TASK DETAILS: Pick out every line with the word "this" and copy it.

PROVIDED RECORDS:

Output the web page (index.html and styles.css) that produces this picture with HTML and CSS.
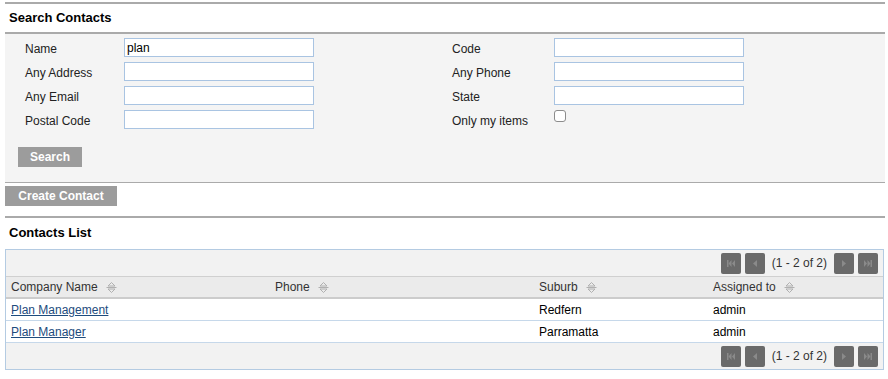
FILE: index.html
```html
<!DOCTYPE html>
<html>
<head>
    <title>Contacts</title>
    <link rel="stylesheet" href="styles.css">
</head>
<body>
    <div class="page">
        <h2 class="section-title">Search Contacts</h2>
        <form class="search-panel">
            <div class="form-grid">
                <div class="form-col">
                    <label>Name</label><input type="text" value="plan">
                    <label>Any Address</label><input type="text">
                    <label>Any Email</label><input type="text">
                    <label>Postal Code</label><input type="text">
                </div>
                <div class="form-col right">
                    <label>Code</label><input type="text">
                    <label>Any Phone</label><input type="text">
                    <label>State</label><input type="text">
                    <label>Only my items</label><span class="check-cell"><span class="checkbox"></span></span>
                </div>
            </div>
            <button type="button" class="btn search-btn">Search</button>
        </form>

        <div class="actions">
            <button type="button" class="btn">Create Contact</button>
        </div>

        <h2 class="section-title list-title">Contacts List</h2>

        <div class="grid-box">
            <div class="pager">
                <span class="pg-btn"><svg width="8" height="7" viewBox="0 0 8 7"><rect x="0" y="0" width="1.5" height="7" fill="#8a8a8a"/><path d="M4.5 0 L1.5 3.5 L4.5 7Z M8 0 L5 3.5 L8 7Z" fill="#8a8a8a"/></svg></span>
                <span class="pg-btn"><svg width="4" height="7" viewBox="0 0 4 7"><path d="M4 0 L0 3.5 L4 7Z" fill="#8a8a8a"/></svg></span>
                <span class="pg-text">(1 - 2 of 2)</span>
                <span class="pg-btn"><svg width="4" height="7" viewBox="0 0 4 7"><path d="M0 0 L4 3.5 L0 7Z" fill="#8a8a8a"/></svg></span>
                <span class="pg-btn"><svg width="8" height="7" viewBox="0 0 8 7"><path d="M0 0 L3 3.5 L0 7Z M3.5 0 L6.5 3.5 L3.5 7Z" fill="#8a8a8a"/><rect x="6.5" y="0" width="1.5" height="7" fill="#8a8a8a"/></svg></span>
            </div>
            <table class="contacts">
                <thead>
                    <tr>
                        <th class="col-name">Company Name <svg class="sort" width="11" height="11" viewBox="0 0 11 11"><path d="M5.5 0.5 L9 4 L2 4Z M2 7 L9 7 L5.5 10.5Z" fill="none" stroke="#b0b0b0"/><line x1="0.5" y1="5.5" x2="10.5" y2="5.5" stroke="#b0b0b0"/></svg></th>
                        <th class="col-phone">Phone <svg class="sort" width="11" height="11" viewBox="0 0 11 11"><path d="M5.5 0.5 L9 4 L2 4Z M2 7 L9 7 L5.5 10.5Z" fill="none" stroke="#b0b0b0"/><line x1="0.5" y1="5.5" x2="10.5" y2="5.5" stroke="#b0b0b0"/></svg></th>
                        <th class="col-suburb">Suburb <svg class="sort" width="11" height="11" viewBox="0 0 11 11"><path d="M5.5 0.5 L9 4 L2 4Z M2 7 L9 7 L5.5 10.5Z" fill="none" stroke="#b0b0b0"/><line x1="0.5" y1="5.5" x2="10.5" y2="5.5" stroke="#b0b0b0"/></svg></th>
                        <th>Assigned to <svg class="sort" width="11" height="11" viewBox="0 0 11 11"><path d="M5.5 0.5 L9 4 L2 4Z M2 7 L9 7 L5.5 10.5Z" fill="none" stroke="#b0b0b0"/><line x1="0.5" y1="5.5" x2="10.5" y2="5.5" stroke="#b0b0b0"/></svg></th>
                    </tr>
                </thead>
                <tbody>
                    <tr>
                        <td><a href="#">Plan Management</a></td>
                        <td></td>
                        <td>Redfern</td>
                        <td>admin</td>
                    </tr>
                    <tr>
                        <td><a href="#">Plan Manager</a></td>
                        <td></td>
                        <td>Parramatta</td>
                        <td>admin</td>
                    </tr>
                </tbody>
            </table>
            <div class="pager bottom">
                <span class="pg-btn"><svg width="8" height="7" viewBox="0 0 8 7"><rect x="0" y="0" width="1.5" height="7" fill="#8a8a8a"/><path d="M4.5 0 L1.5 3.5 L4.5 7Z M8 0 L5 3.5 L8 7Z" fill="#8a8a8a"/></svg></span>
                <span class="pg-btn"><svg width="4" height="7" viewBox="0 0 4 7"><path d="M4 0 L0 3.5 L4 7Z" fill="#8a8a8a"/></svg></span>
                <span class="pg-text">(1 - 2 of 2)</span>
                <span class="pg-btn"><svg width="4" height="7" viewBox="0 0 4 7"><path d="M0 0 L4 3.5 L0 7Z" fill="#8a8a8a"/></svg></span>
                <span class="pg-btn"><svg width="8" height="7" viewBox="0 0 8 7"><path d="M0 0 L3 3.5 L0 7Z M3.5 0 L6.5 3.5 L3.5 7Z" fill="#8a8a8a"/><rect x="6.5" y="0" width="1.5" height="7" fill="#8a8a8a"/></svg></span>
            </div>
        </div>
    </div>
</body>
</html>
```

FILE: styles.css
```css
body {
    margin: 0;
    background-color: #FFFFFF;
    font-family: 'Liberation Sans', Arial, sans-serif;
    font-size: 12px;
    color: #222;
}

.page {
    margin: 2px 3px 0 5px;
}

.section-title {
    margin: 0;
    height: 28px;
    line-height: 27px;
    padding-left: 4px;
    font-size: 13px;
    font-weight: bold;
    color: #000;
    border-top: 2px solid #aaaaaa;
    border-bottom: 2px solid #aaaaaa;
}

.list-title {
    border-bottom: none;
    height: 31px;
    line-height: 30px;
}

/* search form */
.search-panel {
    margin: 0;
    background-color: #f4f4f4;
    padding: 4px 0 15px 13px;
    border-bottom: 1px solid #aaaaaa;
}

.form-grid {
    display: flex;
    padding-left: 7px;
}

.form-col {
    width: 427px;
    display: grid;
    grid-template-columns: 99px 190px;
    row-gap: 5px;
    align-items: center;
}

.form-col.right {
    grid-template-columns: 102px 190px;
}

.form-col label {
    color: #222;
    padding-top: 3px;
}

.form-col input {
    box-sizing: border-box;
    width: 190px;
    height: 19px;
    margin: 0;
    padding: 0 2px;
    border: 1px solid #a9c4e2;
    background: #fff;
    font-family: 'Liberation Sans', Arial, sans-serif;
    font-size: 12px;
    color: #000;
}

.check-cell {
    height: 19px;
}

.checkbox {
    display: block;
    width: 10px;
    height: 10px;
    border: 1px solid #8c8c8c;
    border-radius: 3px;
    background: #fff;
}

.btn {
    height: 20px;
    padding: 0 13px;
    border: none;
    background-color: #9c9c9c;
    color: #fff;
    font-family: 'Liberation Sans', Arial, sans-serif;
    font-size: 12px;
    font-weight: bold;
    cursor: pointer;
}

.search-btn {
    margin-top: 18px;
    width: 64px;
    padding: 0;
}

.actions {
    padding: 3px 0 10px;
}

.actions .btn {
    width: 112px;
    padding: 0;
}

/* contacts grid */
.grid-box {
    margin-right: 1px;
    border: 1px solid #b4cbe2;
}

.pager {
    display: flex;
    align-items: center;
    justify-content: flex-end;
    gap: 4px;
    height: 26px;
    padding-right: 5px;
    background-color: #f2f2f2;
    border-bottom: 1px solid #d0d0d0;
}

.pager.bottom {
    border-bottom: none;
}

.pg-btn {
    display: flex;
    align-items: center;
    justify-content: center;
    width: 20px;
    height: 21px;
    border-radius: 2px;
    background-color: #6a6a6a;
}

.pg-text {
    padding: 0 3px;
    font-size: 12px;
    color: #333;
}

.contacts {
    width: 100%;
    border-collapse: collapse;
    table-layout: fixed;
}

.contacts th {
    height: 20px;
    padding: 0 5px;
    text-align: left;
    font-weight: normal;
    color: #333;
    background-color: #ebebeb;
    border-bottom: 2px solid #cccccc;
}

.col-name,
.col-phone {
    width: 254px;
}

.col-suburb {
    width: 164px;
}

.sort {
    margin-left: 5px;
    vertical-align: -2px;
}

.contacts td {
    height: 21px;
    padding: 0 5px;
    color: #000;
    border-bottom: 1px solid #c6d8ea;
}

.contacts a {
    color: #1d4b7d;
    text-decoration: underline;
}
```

* * *

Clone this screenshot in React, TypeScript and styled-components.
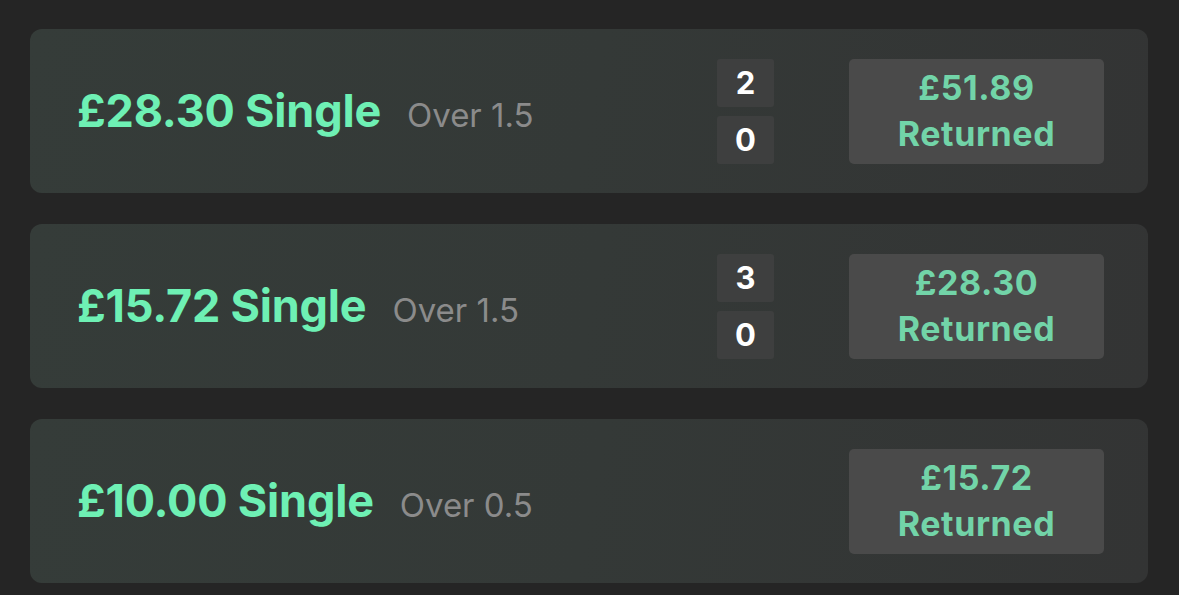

--

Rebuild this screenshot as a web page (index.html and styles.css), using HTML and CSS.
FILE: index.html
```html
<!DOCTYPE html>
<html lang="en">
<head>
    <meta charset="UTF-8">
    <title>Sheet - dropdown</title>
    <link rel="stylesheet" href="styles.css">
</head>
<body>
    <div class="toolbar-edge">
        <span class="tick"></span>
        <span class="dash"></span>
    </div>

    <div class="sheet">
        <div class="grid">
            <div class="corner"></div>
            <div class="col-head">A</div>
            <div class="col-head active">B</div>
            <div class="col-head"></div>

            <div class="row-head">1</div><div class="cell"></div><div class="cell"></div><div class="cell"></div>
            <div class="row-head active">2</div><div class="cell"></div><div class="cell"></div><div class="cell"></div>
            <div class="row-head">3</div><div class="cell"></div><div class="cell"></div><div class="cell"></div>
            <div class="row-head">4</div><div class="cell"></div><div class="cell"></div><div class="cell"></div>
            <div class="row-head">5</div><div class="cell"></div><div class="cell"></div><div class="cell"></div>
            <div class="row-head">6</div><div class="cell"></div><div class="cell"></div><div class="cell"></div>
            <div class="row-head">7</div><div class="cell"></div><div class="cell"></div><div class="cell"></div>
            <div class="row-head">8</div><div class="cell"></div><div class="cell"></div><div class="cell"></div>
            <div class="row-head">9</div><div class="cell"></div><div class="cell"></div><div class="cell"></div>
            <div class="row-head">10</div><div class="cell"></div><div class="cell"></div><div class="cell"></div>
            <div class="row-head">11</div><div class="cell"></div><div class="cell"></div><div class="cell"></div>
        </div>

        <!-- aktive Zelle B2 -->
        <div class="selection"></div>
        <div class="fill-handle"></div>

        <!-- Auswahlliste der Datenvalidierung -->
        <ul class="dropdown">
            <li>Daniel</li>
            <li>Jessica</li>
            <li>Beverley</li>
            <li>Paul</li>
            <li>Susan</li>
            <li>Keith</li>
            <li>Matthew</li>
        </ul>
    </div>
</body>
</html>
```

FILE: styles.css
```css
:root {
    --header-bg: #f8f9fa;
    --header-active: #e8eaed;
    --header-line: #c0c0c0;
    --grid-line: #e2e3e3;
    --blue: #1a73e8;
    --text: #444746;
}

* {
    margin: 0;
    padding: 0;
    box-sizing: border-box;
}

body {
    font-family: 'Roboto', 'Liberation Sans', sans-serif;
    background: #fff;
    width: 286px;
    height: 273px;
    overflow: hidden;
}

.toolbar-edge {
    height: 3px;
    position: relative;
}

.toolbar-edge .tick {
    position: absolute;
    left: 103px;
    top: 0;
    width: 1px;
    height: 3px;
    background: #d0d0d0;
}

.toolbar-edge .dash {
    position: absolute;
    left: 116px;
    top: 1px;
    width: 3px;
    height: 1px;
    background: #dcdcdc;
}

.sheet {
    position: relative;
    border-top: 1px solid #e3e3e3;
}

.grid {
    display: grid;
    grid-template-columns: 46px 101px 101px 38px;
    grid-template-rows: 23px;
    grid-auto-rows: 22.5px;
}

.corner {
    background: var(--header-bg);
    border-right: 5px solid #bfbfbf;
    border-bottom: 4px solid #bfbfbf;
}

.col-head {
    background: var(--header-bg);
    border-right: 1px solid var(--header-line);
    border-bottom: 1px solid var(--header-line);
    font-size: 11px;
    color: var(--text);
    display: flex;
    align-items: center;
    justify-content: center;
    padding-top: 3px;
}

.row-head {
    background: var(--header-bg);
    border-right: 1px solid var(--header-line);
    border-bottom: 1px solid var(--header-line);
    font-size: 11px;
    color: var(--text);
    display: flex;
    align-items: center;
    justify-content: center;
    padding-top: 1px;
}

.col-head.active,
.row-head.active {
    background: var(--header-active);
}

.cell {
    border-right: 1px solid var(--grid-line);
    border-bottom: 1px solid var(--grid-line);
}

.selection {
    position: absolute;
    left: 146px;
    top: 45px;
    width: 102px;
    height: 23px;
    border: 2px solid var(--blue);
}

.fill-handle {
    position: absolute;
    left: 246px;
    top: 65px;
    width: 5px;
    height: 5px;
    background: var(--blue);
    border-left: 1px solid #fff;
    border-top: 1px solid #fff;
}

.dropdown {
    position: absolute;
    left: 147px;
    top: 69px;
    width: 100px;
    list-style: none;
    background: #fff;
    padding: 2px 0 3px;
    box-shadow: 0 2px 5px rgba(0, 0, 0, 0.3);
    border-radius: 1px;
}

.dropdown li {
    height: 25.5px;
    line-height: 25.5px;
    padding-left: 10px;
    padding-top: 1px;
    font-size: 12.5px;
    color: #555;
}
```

TASK SOLUTION:
Output the web page (index.html and styles.css) that produces this picture with HTML and CSS.
Clone this screenshot in React, TypeScript and styled-components.
Rebuild this screenshot as a web page (index.html and styles.css), using HTML and CSS.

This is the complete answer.